Ao contrário de diversas empresas que usam a agenda ambiental como ferramenta puramente reputacional, a operadora logística tratou de levar o assunto a sério. Seu inventário de emissões de gases de efeito estufa (GEE) e suas metas ambientais seguem o Padrão Net-Zero do SBTi. A sigla significa Science Based Targets Initiative, uma coalizão do Carbon Disclosure Project (CDP), com o Pacto Global das Nações Unidas, o World Resources Institute (WRI) e o World Wide Fund for Nature (WWF) que usa metas baseadas na ciência para mostrar às empresas quanto e com que rapidez elas precisam reduzir suas emissões de GEE. Na Maersk, o inventário global das operações somou 66 milhões de toneladas de CO2 emitidas em 2020. O desafio rumo à neutralidade de carbono das operações, portanto, não pode ser romanceado. “Os gastos serão astronômicos”, afirmou Thomas. “Mas serão feitos.”

“O desenvolvimento das iniciativas de redução de CO2 tem sido frustrante, mas faremos nossa parte” Julian Thomas presidente Maersk brasil (Crédito:Divulgação)

Ponha na conta que cada navio que a empresa está construindo com motor capaz de rodar com metanol verde/combustível fóssil em um design que permite ganho de 20% de eficiência hidrodinâmica tem um custo final 20% superior aos tradicionais. Além disso, o metanol verde custa hoje, segundo Thomas, o dobro do fóssil. Para fazer rodar a frota dos 12 veículos em construção com capacidade de 16 mil TEUs (Twenty Feet Equivalent Unit, unidade equivalente a um contêiner de 20 pés) serão necessários cerca de 500 mil toneladas de metanol verde. Aí é só fazer a conta que ganha ares mais complexos ao se acrescentar que a frota atual da empresa é de 730 navios que precisarão ser paulatinamente substituídos. Ser ambientalmente correto tem um preço alto e Thomas sabe disso.“Parte desses custos será repassada para os clientes — e mais de 50% de nossa carteira atual já está alinhada a esse compromisso —, mas parte precisaremos compensar com ganhos de eficiência”, afirmou o executivo.

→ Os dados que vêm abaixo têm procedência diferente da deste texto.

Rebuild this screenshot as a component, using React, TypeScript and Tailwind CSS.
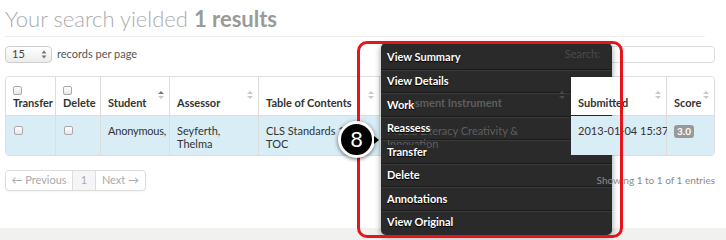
import type { ReactNode } from 'react';

const COLS = [51, 45, 69, 89, 121, 191, 96, 48];

function Box() {
  return <span className="block h-[9px] w-[9px] rounded-[2px] border border-[#a9a9a9] bg-gradient-to-b from-white to-[#e6e6e6]" />;
}

function Sort({ up, ghost }: { up?: boolean; ghost?: boolean }) {
  const base = ghost ? '#4a4a4a' : '#c8c8c8';
  return (
    <svg width="6" height="8" viewBox="0 0 6 8" className={`absolute right-[5px] top-[14px] ${ghost ? 'z-20' : ''}`}>
      <path d="M3 0 L6 3 L0 3 Z" fill={up ? '#777' : base} />
      <path d="M3 8 L6 5 L0 5 Z" fill={base} />
    </svg>
  );
}

function Head({ w, label, box, sort, up, ghost, top, last }: { w: number; label: string; box?: boolean; sort?: boolean; up?: boolean; ghost?: boolean; top?: boolean; last?: boolean }) {
  return (
    <div
      className={`relative flex flex-col justify-end px-[7px] pb-[6px] ${ghost ? '' : 'bg-white'} ${top ? 'z-20' : ''} ${last ? '' : 'border-r border-[#dddddd]'}`}
      style={{ width: w }}
    >
      {box && <div className="mb-[1px]"><Box /></div>}
      <span className={`relative whitespace-nowrap font-bold leading-[13px] ${ghost ? 'z-20 text-[#5e5e5e]' : 'text-[#333]'}`}>{label}</span>
      {sort && <Sort up={up} ghost={ghost} />}
    </div>
  );
}

function Cell({ w, children, top, ghost, last }: { w: number; children: ReactNode; top?: boolean; ghost?: boolean; last?: boolean }) {
  return (
    <div
      className={`px-[7px] pt-[8px] leading-[13px] ${ghost ? '' : 'bg-[#d9edf7]'} ${top ? 'relative z-20' : ''} ${last ? '' : 'border-r border-[#dddddd]'}`}
      style={{ width: w }}
    >
      {children}
    </div>
  );
}

const MENU = ['View Summary', 'View Details', 'Work', 'Reassess', 'Transfer', 'Delete', 'Annotations', 'View Original'];

export default function App() {
  return (
    <div className="relative isolate w-[726px] h-[240px] overflow-hidden bg-white text-[11px] text-[#333]" style={{ fontFamily: 'Lato, "Open Sans", sans-serif' }}>
      <div className="ml-[5px] w-[710px]">
        <h1 className="mt-[6px] text-[22px] leading-[25px] font-light text-[#ababab]">
          Your search yielded <span className="font-bold text-[#9a9a9a]">1 results</span>
        </h1>
        <div className="mt-[5px] w-[700px] border-t border-[#eeeeee]" />

        <div className="mt-[9px] flex h-[17px] items-center justify-between">
          <div className="flex items-center gap-[5px]">
            <div className="flex h-[17px] w-[47px] items-center justify-between rounded-[4px] border border-[#cfcfcf] bg-gradient-to-b from-white to-[#ececec] pl-[6px] pr-[4px] text-[#444]">
              <span>15</span>
              <svg width="6" height="9" viewBox="0 0 6 9">
                <path d="M3 0.5 L5.5 3.5 L0.5 3.5 Z" fill="#777" />
                <path d="M3 8.5 L5.5 5.5 L0.5 5.5 Z" fill="#777" />
              </svg>
            </div>
            <span className="text-[#555]">records per page</span>
          </div>
          <div className="flex items-center gap-[4px]">
            <span className="relative z-20 text-[#4a4a4a]">Search:</span>
            <div className="h-[17px] w-[111px] rounded-[4px] border border-[#dddddd] bg-white" />
          </div>
        </div>

        <div className="mt-[13px] overflow-hidden rounded-[4px] border border-[#dddddd]">
          <div className="flex h-[39px] border-b border-[#dddddd]">
            <Head w={COLS[0] - 1} label="Transfer" box />
            <Head w={COLS[1]} label="Delete" box />
            <Head w={COLS[2]} label="Student" sort up />
            <Head w={COLS[3]} label="Assessor" sort />
            <Head w={COLS[4]} label="Table of Contents" sort />
            <Head w={COLS[5]} label="Assessment Instrument" sort ghost />
            <Head w={COLS[6]} label="Submitted" sort top />
            <Head w={COLS[7] - 1} label="Score" sort top last />
          </div>
          <div className="flex h-[39px]">
            <Cell w={COLS[0] - 1}><div className="pl-[1px] pt-[2px]"><Box /></div></Cell>
            <Cell w={COLS[1]}><div className="pl-[1px] pt-[2px]"><Box /></div></Cell>
            <Cell w={COLS[2]}><span className="whitespace-nowrap tracking-[-0.2px]">Anonymous,</span></Cell>
            <Cell w={COLS[3]}>Seyferth,<br />Thelma</Cell>
            <Cell w={COLS[4]}>CLS Standards 1 &amp;<br />TOC</Cell>
            <Cell w={COLS[5]} ghost><span className="relative z-20 text-[#5e5e5e]">Media Literacy Creativity &amp;<br />Innovation</span></Cell>
            <Cell w={COLS[6]} top><span className="whitespace-nowrap">2013-01-04 15:37</span></Cell>
            <Cell w={COLS[7] - 1} top last>
              <span className="inline-block rounded-[3px] bg-[#999] px-[3px] text-[10px] font-bold leading-[13px] text-white">3.0</span>
            </Cell>
          </div>
        </div>

        <div className="mt-[14px] flex items-center justify-between">
          <div className="flex h-[21px] overflow-hidden rounded-[4px] border border-[#dddddd] text-[#aaa] shadow-[0_1px_2px_rgba(0,0,0,0.05)]">
            <span className="flex w-[67px] items-center justify-center border-r border-[#dddddd]">← Previous</span>
            <span className="flex w-[23px] items-center justify-center border-r border-[#dddddd] bg-[#f5f5f5]">1</span>
            <span className="flex w-[49px] items-center justify-center">Next →</span>
          </div>
          <span className="relative z-20 text-[10px] text-[#8a8a8a]">Showing 1 to 1 of 1 entries</span>
        </div>
      </div>

      <div className="mt-[37px] h-[14px] bg-[#f1f1ef]" />

      {/* context menu: sits under the table text, labels on top */}
      <div className="absolute left-[381px] top-[43px] h-[192px] w-[231px] rounded-[5px] bg-[#2a2a2a] py-[2px] shadow-[0_2px_6px_rgba(0,0,0,0.4)]">
        {MENU.map((m, i) => (
          <div
            key={m}
            className={`flex h-[23.5px] items-center px-[6px] ${i ? 'border-t border-[#1a1a1a] shadow-[inset_0_1px_0_#3b3b3b]' : ''}`}
          >
            <span className="relative z-30 bg-[#2a2a2a] font-bold leading-[13px] text-white [text-shadow:0_1px_1px_#000]">{m}</span>
          </div>
        ))}
      </div>

      {/* annotation frame */}
      <div className="pointer-events-none absolute left-[357px] top-[41px] z-40 h-[197px] w-[266px] rounded-[10px] border-[3px] border-[#e8141c]" />

      {/* callout */}
      <div className="absolute left-[338px] top-[121px] z-50 flex items-center">
        <div className="flex h-[37px] w-[37px] items-center justify-center rounded-full border-[3px] border-white bg-black text-[22px] leading-none text-white shadow-[0_1px_4px_rgba(0,0,0,0.6)]" style={{ fontFamily: '"Liberation Sans", sans-serif' }}>
          8
        </div>
        <svg width="5" height="8" viewBox="0 0 5 8" className="-ml-[1px]">
          <path d="M0 0 L5 4 L0 8 Z" fill="#000" />
        </svg>
      </div>
    </div>
  );
}
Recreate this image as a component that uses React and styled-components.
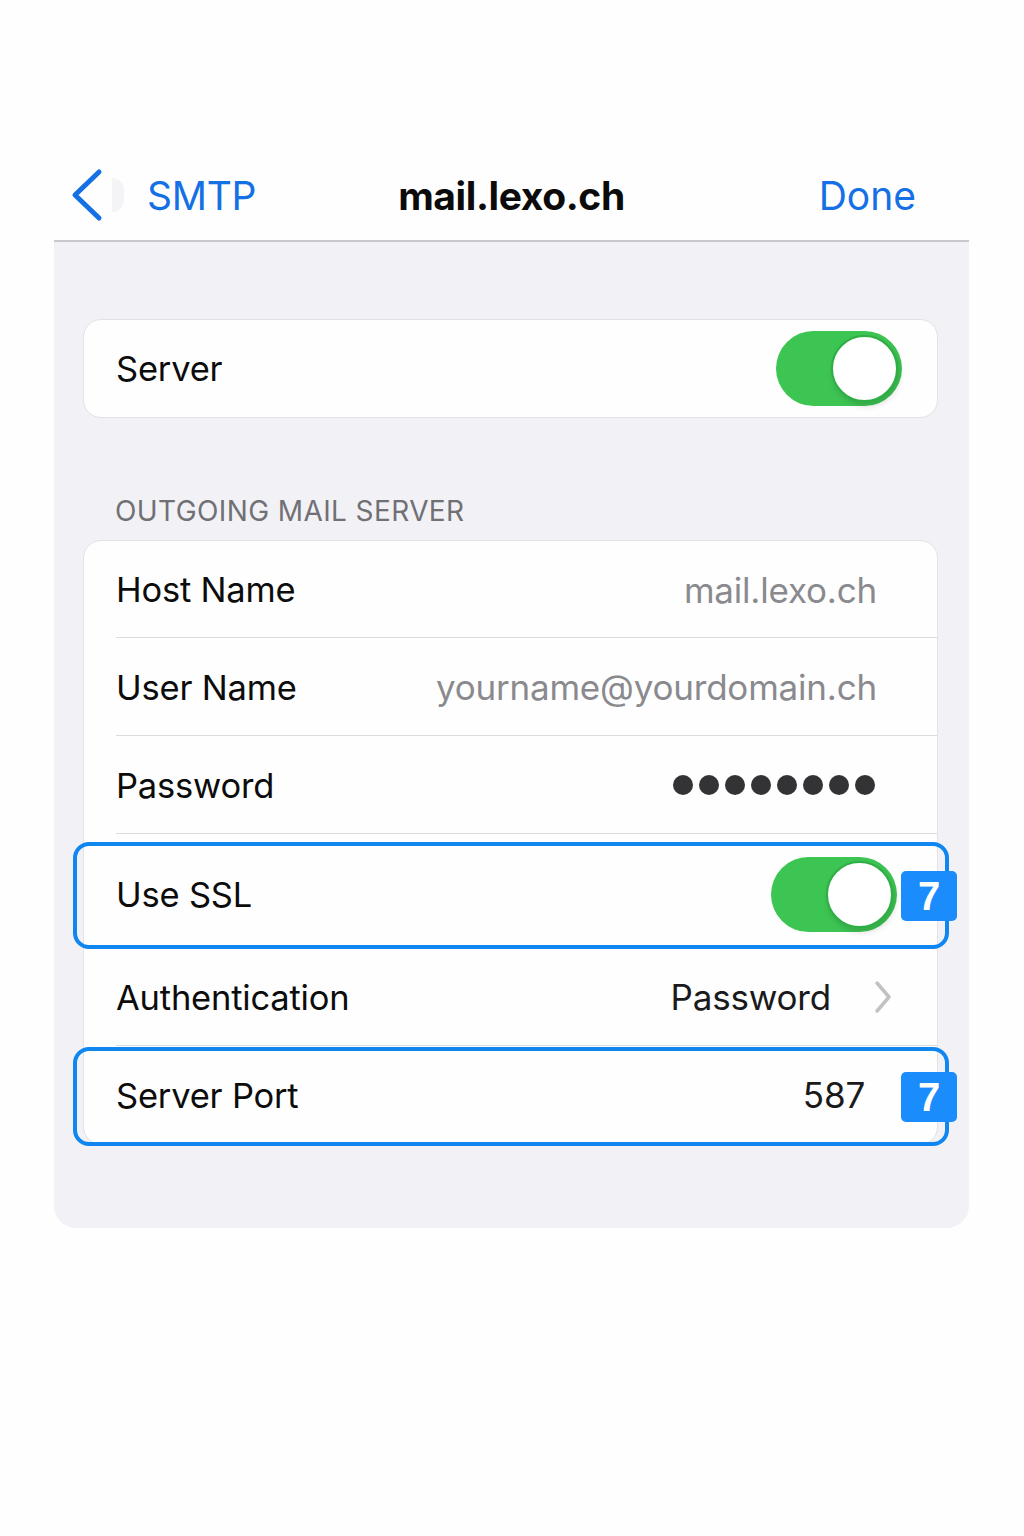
import React from "react";
import styled, { createGlobalStyle } from "styled-components";

const GlobalStyle = createGlobalStyle`
  body {
    margin: 0;
    background: #fefefe;
    font-family: Inter, "Noto Sans", "Liberation Sans", sans-serif;
    -webkit-font-smoothing: antialiased;
  }
`;

const Page = styled.div`
  width: 1024px;
  height: 1536px;
  padding-top: 150px;
  box-sizing: border-box;
`;

const Sheet = styled.div`
  width: 915px;
  margin-left: 54px;
`;

const NavBar = styled.div`
  height: 92px;
  display: grid;
  grid-template-columns: 1fr auto 1fr;
  align-items: center;
  background: #fefefe;
  border-bottom: 2px solid #c9c9cd;
  box-sizing: border-box;
`;

const BackButton = styled.div`
  display: flex;
  align-items: center;
  padding-left: 16px;
  color: #1470e4;
  font-size: 39px;
  letter-spacing: -0.3px;
`;

const Ghost = styled.span`
  width: 12px;
  height: 34px;
  margin: 0 23px 0 8px;
  border-radius: 0 17px 17px 0;
  background: #f4f4f6;
`;

const Title = styled.div`
  font-size: 39px;
  font-weight: 700;
  color: #0b0b0c;
  letter-spacing: -0.4px;
`;

const DoneButton = styled.div`
  justify-self: end;
  padding-right: 53px;
  color: #1470e4;
  font-size: 39px;
`;

const Panel = styled.div`
  background: #f2f2f6;
  border-radius: 0 0 22px 22px;
  padding: 77px 31px 83px 29px;
`;

const Card = styled.div`
  background: #fefefe;
  border: 1.5px solid #e2e2e6;
  border-radius: 18px;
  position: relative;
`;

const SectionHeader = styled.div`
  margin: 77px 0 13px 32px;
  font-size: 28px;
  line-height: 32px;
  color: #707075;
  letter-spacing: 0.4px;
`;

const Row = styled.div`
  position: relative;
  height: ${(p) => p.h}px;
  display: flex;
  align-items: center;
  padding: ${(p) => p.pt || 0}px ${(p) => p.pr}px 0 32px;
  box-sizing: border-box;

  &::before {
    content: "";
    display: ${(p) => (p.last ? "none" : "block")};
    position: absolute;
    left: 32px;
    right: 0;
    bottom: 0;
    border-bottom: 1.5px solid #dcdce0;
  }
`;

const Highlight = styled.div`
  position: absolute;
  top: ${(p) => p.top}px;
  bottom: ${(p) => p.bottom}px;
  left: -11px;
  right: -12px;
  border: 4px solid #0f86f0;
  border-radius: 16px;
  pointer-events: none;
`;

const Label = styled.span`
  flex: 1;
  font-size: 34.5px;
  color: #0c0c0d;
  letter-spacing: -0.2px;
`;

const Value = styled.span`
  font-size: 35px;
  color: ${(p) => (p.muted ? "#8a8a8e" : "#1a1a1c")};
  letter-spacing: -0.2px;
`;

const Dots = styled.div`
  display: flex;
  gap: 6px;
  margin-right: 2px;
`;

const Dot = styled.span`
  width: 20px;
  height: 20px;
  border-radius: 50%;
  background: #333335;
`;

const Toggle = styled.div`
  position: relative;
  width: 126px;
  height: 75px;
  border-radius: 38px;
  background: #3dc553;
`;

const Knob = styled.span`
  position: absolute;
  top: 4px;
  right: 4px;
  width: 67px;
  height: 67px;
  box-sizing: border-box;
  border-radius: 50%;
  background: #fff;
  border: 2px solid #2fae45;
  box-shadow: 2px 4px 6px rgba(0, 0, 0, 0.15);
`;

const Badge = styled.div`
  position: absolute;
  right: -20px;
  top: 50%;
  margin-top: ${(p) => p.shift}px;
  width: 56px;
  height: 50px;
  border-radius: 5px;
  background: #1a8cfb;
  color: #fff;
  font-size: 40px;
  font-weight: 700;
  display: flex;
  align-items: center;
  justify-content: center;
  font-family: "Liberation Sans", Arial, sans-serif;
`;

const Chevron = () => (
  <svg width="20" height="34" viewBox="0 0 20 34" style={{ marginLeft: 42 }}>
    <path d="M4 3 L16 17 L4 31" fill="none" stroke="#c2c2c6" strokeWidth="3.5" strokeLinecap="round" strokeLinejoin="round" />
  </svg>
);

const BackArrow = () => (
  <svg width="34" height="54" viewBox="0 0 34 54">
    <path d="M29 4 L5 27 L29 50" fill="none" stroke="#1470e4" strokeWidth="5" strokeLinecap="round" strokeLinejoin="round" />
  </svg>
);

const Switch = () => (
  <Toggle>
    <Knob />
  </Toggle>
);

export default function App() {
  return (
    <Page>
      <GlobalStyle />
      <Sheet>
        <NavBar>
          <BackButton>
            <BackArrow />
            <Ghost />
            SMTP
          </BackButton>
          <Title>mail.lexo.ch</Title>
          <DoneButton>Done</DoneButton>
        </NavBar>
        <Panel>
          <Card>
            <Row h={97} pr={35} last>
              <Label>Server</Label>
              <Switch />
            </Row>
          </Card>
          <SectionHeader>OUTGOING MAIL SERVER</SectionHeader>
          <Card>
            <Row h={97} pr={60}>
              <Label>Host Name</Label>
              <Value muted>mail.lexo.ch</Value>
            </Row>
            <Row h={98} pr={60}>
              <Label>User Name</Label>
              <Value muted>yourname@yourdomain.ch</Value>
            </Row>
            <Row h={98} pr={60}>
              <Label>Password</Label>
              <Dots>
                {Array.from({ length: 8 }).map((_, i) => (
                  <Dot key={i} />
                ))}
              </Dots>
            </Row>
            <Row h={114} pr={40} pt={6}>
              <Label>Use SSL</Label>
              <Switch />
              <Highlight top={8} bottom={-1} />
              <Badge shift={-20}>7</Badge>
            </Row>
            <Row h={98} pr={44}>
              <Label>Authentication</Label>
              <Value>Password</Value>
              <Chevron />
            </Row>
            <Row h={98} pr={72} last>
              <Label>Server Port</Label>
              <Value>587</Value>
              <Highlight top={1} bottom={-2} />
              <Badge shift={-23}>7</Badge>
            </Row>
          </Card>
        </Panel>
      </Sheet>
    </Page>
  );
}
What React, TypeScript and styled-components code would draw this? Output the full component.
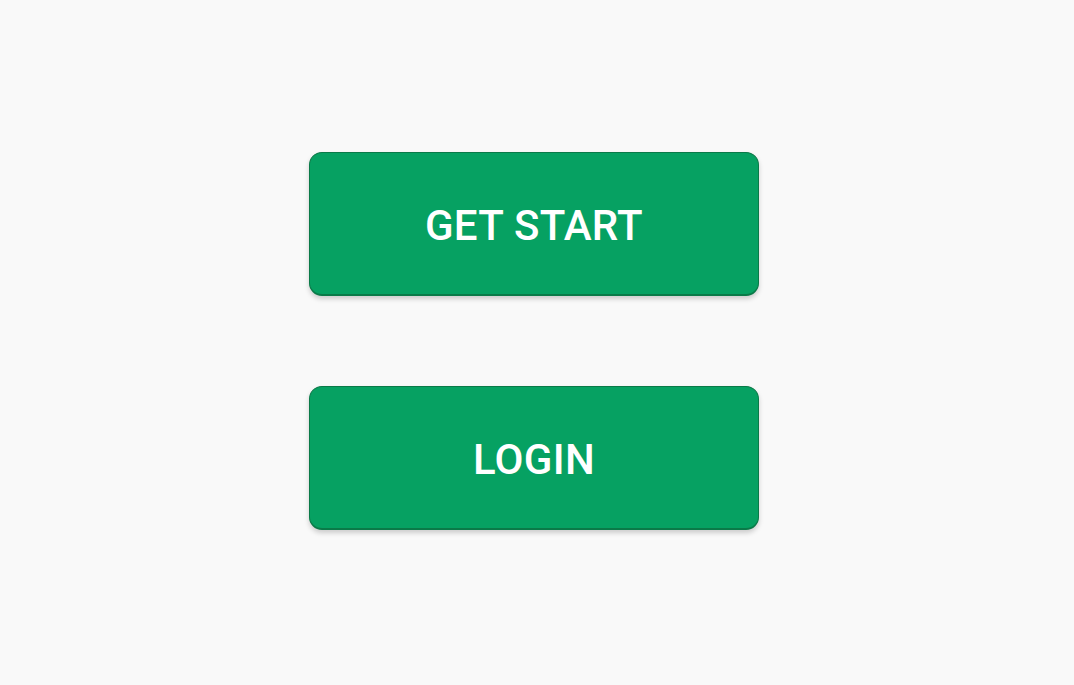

Com a questão do custo endereçada, resta outro desafio: de onde virá tanto combustível verde para abastecer a frota? “Acredito que o aumento da demanda incentivará os produtores e governos a investirem em estrutura”, disse Thomas. Mas a empresa não está disposta a ficar sentada esperando. Um plano para garantir a produção está em pleno curso. As 10 mil toneladas anuais de e-metanol que o primeiro navio da nova frota consumirá após ser entregue no início de 2024 já estão garantidas graças a uma parceria firmada com a REintegrate, subsidiária da empresa dinamarquesa de energia renovável European Energy. Por sinal, vale observar que foi também na Dinamarca que a Maersk emitiu o primeiro título verde no valor de 500 milhões de euros para financiar a construção desse primeiro porta-contêineres sustentável. A transação excedeu o valor da ação com uma carteira final de 3,7 bilhões de euros. A transação, segundo a empresa, teve juro de 0,75%.

Não é só no mar, porém, que a empresa quer zerar suas emissões. No ar e na terra também. “Isso quer dizer que os fornecedores terão de trabalhar para corresponder às nossas metas”, afirmou Thomas. Em documento público e já em posse dos acionistas, a meta é conseguir que ao menos 30% da carga aérea seja transportada utilizando o Sustainable Aviation Fuels (SAF). Armazéns, depósitos e frigoríficos deverão ter ao menos 90% das operações com baixas emissões de GEE. Já os objetivos para a cadeia terrestre estão em estudo e devem ser estipulados ainda este ano.

Diante de um plano global rumo à economia verde tão robusto, resta saber o papel do Brasil. A resposta de Thomas veio em tom de promessa. “O País tem um potencial incrível para a produção eólica em alto mar; e de metanol, amônia e hidrogênio verdes.” A empresa, no entanto, não tem planos para entrar nessa seara. Ao menos, por enquanto. Afinal, como diz o próprio Thomas, quando se fala em descarbonizar a operação “as empresas terão de fazer no futuro muitas coisas que ainda nem sequer enxergam”. Diante do inexorável, a Maersk trabalha para zerar também seus pontos cegos.